Economic Analysis of Anthem and Kaiser Permanente
Economic Analysis of Anthem and Kaiser Permanente Abstract This paper is an economic analysis of healthcare providers Anthem and Kaiser Permanente. Included will be information on competition, pricing and the effects of elasticity of demand has on both companies. Introduction One of the major concerns facing Americans today is the discussion of healthcare and how employers can afford to purchase healthcare for their employees.
With the recent approval of President Barack Obama’s Healthcare Reform Bill, it has placed added pressure on both small and large business owners to provide insurance for their employees or be faced with tax penalties.

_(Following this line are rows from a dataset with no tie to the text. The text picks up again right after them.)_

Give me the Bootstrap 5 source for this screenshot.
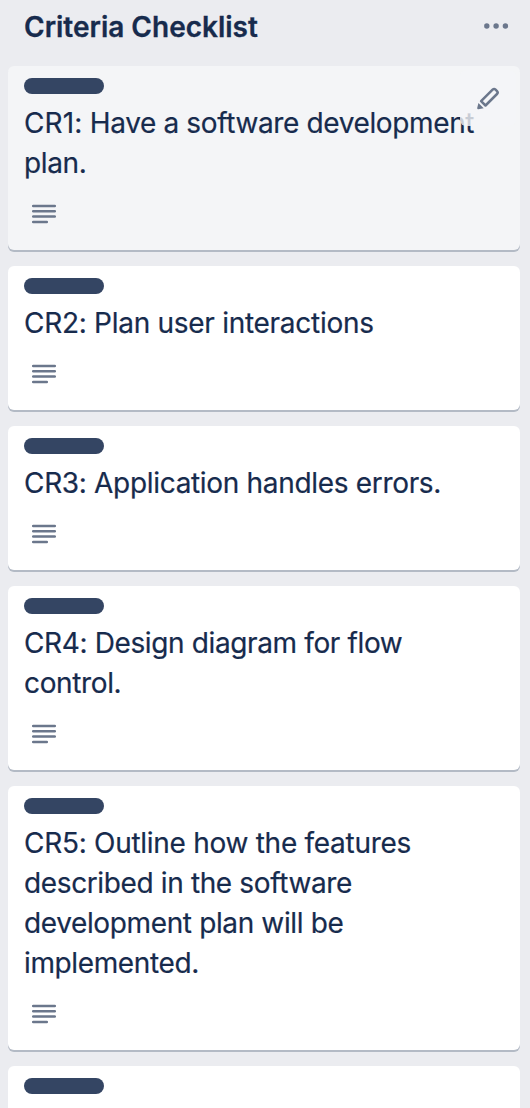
<!DOCTYPE html>
<html lang="en">
<head>
<meta charset="utf-8">
<meta name="viewport" content="width=device-width, initial-scale=1">
<title>Criteria Checklist</title>
<link href="https://cdn.jsdelivr.net/npm/bootstrap@5.3.0/dist/css/bootstrap.min.css" rel="stylesheet">
<style>
  html, body { height: 100%; }
  body { background: #ebecf0; color: #172b4d; font-family: Inter, "Liberation Sans", sans-serif; overflow: hidden; }
  .list-head { height: 66px; padding: 7px 10px 0 16px; }
  .list-title { font-size: 28px; line-height: 40px; font-weight: 600; letter-spacing: 0; -webkit-text-stroke: .3px currentColor; }
  .list-menu { color: #6b778c; width: 28px; height: 8px; margin-top: 15px; }
  .task { background: #fff; border: 0; border-radius: 6px; box-shadow: 0 2px 0 #b3bac5; padding: 12px 16px 0; color: inherit; }
  .task.is-hover { background: #f4f5f7; }
  .task.is-cut { height: 42px; border-radius: 6px 6px 0 0; box-shadow: none; }
  .tag-bar { width: 80px; height: 16px; background: #344563; margin-bottom: 9px; }
  .task-name { font-size: 28px; line-height: 40px; letter-spacing: -.37px; white-space: nowrap; -webkit-text-stroke: .2px currentColor; }
  .medium { letter-spacing: -.32px; }
  .loose { letter-spacing: -.28px; }
  .code { letter-spacing: .1px; }
  .task-meta { height: 67px; padding: 21px 0 0 8px; color: #6b778c; }
  .edit-btn { position: absolute; top: 4px; right: 4px; width: 56px; height: 56px; border-radius: 6px; background: rgba(244,245,247,.8); color: #6b778c; }
</style>
</head>
<body>
<svg class="d-none">
  <symbol id="lines" viewBox="0 0 24 20">
    <path d="M1.2 2H22.8M1.2 7.3H22.8M1.2 12.6H22.8M1.2 18H14.8" fill="none" stroke="currentColor" stroke-width="2.5" stroke-linecap="round"/>
  </symbol>
</svg>
<main class="px-2" style="width:528px">
  <header class="list-head d-flex justify-content-between align-items-start">
    <h2 class="list-title m-0">Criteria Checklist</h2>
    <svg class="list-menu" viewBox="0 0 28 8" fill="currentColor"><circle cx="4.8" cy="4" r="2.7"/><circle cx="14.1" cy="4" r="2.7"/><circle cx="23.4" cy="4" r="2.7"/></svg>
  </header>
  <div class="d-flex flex-column gap-3">
    <article class="card task is-hover">
      <div class="tag-bar rounded-pill"></div>
      <div class="task-name"><span class="code">CR1:</span> Have a software development<br>plan.</div>
      <div class="task-meta"><svg class="d-block" width="24" height="20"><use href="#lines"/></svg></div>
      <button class="edit-btn border-0 p-0" aria-label="Edit card">
        <svg class="d-block" width="56" height="56" viewBox="0 0 56 56">
          <path d="M21.1 31.2L32.6 19.7Q34.1 18.3 35.6 19.7L37 21.1Q38.4 22.6 37 24L25.5 35.5Z" fill="none" stroke="currentColor" stroke-width="2.5" stroke-linejoin="round"/>
          <path d="M18.4 33L23.7 38.2L18.4 39.2Q17 39.3 17.2 38Z" fill="currentColor"/>
        </svg>
      </button>
    </article>
    <article class="card task">
      <div class="tag-bar rounded-pill"></div>
      <div class="task-name loose">CR2: Plan user interactions</div>
      <div class="task-meta"><svg class="d-block" width="24" height="20"><use href="#lines"/></svg></div>
    </article>
    <article class="card task">
      <div class="tag-bar rounded-pill"></div>
      <div class="task-name medium">CR3: Application handles errors.</div>
      <div class="task-meta"><svg class="d-block" width="24" height="20"><use href="#lines"/></svg></div>
    </article>
    <article class="card task">
      <div class="tag-bar rounded-pill"></div>
      <div class="task-name">CR4: Design diagram for flow<br>control.</div>
      <div class="task-meta"><svg class="d-block" width="24" height="20"><use href="#lines"/></svg></div>
    </article>
    <article class="card task">
      <div class="tag-bar rounded-pill"></div>
      <div class="task-name"><span class="loose">CR5: Outline how the features</span><br>described in the software<br>development plan will be<br>implemented.</div>
      <div class="task-meta"><svg class="d-block" width="24" height="20"><use href="#lines"/></svg></div>
    </article>
    <article class="card task is-cut">
      <div class="tag-bar rounded-pill"></div>
    </article>
  </div>
</main>
<script src="https://cdn.jsdelivr.net/npm/bootstrap@5.3.0/dist/js/bootstrap.bundle.min.js"></script>
</body>
</html>
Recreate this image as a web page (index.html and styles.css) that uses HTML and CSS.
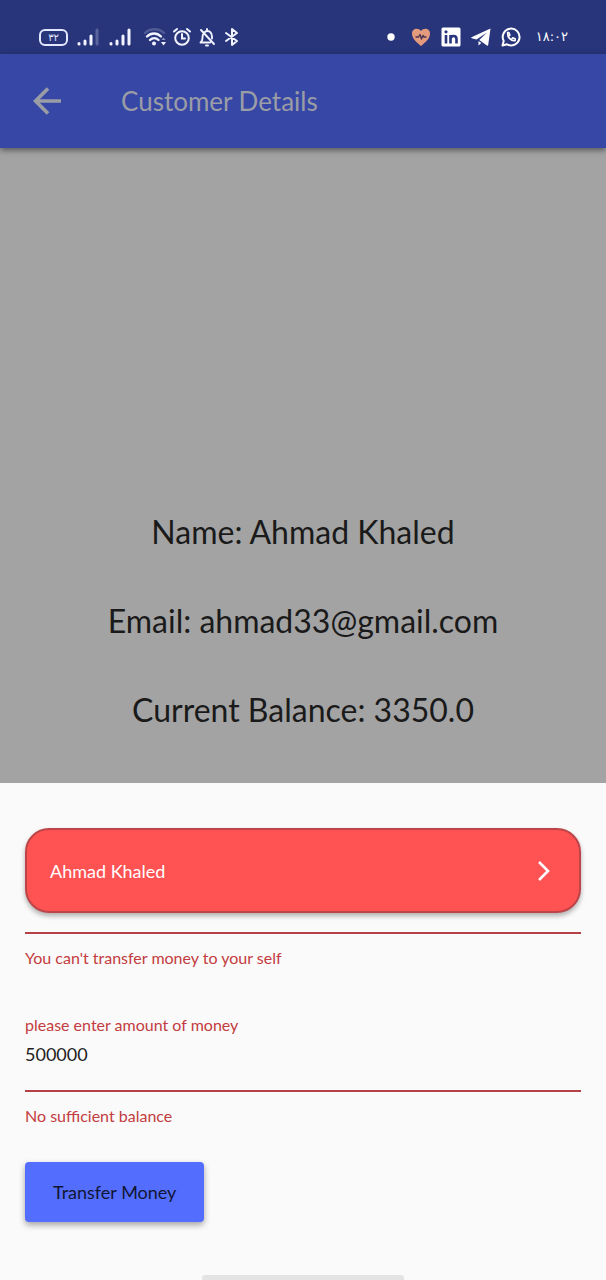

The healthcare industry is an oligopoly meaning that there are few firms involved in the marketplace and they hold a substantial portion of the marketplace. They understand that their industry is interdependent and every decision or action made will have rippling affects on the other firms. They too will choose to make changes to keep their standing in the marketplace. In the healthcare industry, the two major companies are Anthem and Kaiser Permanente (Thomas & Maurice, 2011). Pricing & Competition
When looking at companies that do business in oligopoly, there are many traits that they resemble. Their prices will remain relatively the same as their competitors, and lower then those companies that deal in a monopoly (www. yourdictionary. com). Both Anthem and Kaiser Permanente are highly competitive in their standings in the marketplace. Everything from their marketing efforts to their pricing is geared toward gaining a bigger share of the marketplace. Prices are one of the major differences between both companies.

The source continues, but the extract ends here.